§ **Exercise instructions**
Pull out each line of the data that includes the word "React".

§ **Given information**
'''

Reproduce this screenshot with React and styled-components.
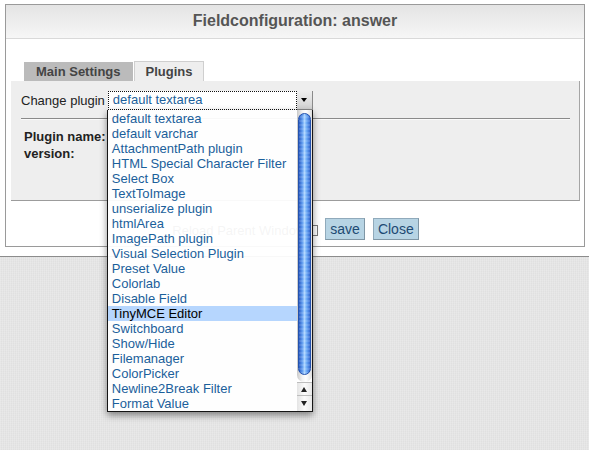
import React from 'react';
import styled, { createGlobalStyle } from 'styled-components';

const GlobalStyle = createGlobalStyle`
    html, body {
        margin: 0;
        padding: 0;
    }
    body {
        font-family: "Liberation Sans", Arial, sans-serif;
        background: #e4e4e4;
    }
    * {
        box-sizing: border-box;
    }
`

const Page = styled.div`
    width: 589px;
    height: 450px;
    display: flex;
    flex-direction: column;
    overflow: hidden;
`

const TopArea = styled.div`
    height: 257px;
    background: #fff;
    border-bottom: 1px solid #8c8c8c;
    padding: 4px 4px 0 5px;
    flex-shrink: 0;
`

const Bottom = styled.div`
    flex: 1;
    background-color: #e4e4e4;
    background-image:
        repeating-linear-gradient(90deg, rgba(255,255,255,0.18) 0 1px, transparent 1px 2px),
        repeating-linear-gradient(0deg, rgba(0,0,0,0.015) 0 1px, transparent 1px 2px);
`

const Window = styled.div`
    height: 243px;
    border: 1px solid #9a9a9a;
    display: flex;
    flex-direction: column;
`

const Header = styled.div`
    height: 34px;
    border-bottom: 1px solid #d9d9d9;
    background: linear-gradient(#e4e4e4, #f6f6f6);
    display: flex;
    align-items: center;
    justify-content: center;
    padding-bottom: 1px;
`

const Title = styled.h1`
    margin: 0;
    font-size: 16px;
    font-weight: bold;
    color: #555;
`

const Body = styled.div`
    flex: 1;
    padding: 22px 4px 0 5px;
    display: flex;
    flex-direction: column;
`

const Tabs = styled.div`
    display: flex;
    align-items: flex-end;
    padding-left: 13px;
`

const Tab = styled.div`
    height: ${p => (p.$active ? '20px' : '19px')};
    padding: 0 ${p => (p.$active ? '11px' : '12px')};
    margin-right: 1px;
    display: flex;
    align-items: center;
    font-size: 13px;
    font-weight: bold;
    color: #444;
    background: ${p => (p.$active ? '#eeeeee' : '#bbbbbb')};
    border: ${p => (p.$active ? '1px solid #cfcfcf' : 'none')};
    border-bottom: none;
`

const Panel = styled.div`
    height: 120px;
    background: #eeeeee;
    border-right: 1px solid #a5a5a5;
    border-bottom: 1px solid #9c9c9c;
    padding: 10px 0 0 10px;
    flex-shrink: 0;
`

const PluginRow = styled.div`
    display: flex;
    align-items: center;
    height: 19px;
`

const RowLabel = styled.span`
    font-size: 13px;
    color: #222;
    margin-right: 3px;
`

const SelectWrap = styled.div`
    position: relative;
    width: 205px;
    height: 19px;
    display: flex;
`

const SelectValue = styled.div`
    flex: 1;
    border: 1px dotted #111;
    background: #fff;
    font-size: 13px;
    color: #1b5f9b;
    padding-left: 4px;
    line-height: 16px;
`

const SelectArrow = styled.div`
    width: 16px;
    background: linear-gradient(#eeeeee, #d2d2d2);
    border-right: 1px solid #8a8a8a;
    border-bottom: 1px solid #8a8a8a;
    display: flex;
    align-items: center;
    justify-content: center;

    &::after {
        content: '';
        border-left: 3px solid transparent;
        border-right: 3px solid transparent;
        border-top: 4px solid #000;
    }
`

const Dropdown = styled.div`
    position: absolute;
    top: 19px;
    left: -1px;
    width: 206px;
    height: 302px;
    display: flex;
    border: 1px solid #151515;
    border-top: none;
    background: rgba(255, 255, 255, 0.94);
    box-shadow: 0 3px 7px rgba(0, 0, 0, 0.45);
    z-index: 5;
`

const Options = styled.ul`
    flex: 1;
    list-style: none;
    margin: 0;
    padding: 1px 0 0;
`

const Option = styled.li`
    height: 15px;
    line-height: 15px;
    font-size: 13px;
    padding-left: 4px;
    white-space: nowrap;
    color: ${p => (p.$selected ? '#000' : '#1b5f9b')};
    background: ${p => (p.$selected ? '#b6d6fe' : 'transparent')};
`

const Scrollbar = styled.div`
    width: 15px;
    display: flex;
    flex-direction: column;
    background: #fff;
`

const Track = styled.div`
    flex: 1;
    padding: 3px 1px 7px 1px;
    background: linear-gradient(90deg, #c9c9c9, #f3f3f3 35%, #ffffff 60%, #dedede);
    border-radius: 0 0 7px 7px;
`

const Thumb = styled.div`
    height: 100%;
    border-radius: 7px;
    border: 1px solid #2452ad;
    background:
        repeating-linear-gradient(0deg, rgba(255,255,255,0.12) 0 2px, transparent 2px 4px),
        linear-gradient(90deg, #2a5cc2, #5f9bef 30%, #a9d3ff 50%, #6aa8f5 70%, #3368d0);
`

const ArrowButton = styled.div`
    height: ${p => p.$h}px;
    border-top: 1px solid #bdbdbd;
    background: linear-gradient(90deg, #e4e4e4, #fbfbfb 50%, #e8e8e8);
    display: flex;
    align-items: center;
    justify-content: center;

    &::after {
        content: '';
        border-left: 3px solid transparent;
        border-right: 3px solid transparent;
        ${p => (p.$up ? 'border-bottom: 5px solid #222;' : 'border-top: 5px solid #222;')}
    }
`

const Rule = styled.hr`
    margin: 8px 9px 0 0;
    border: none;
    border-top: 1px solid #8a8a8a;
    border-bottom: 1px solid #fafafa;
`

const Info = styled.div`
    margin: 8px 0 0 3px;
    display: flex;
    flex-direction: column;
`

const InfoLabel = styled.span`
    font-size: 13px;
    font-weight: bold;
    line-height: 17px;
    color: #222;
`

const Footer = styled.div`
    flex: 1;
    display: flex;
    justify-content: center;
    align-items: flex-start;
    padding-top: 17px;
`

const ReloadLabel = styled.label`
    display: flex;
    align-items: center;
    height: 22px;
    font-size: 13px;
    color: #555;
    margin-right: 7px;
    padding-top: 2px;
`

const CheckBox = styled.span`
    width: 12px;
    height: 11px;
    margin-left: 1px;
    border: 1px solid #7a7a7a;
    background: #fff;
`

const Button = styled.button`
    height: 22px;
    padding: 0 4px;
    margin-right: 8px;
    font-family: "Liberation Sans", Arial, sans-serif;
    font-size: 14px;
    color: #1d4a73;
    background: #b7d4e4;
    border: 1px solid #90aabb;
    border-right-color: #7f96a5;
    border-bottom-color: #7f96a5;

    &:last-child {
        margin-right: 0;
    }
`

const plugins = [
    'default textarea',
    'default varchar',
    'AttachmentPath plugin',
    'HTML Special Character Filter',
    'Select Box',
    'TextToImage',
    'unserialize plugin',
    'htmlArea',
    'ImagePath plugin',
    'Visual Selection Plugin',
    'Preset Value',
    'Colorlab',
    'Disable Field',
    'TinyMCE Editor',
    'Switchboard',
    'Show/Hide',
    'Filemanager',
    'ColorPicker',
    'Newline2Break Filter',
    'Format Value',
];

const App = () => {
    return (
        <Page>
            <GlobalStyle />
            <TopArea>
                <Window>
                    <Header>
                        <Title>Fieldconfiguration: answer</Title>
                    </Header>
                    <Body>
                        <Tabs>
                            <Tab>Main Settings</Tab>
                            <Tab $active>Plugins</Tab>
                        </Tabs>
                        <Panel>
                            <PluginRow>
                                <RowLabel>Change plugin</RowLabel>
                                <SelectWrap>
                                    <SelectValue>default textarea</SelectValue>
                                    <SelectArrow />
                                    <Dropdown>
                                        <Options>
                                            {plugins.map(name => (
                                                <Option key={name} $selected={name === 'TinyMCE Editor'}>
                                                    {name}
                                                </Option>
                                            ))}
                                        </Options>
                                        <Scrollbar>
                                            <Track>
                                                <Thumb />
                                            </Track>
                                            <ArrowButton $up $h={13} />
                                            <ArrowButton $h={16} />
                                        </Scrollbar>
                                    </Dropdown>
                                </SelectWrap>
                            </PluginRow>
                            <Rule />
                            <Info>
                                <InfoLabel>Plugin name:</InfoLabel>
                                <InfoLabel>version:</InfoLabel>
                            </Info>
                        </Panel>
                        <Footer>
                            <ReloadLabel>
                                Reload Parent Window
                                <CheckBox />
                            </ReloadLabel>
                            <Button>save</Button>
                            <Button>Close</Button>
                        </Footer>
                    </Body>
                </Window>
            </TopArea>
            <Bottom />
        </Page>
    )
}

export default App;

'''

§ **Worked answer**
Reproduce this screenshot with React and styled-components.
import React from 'react';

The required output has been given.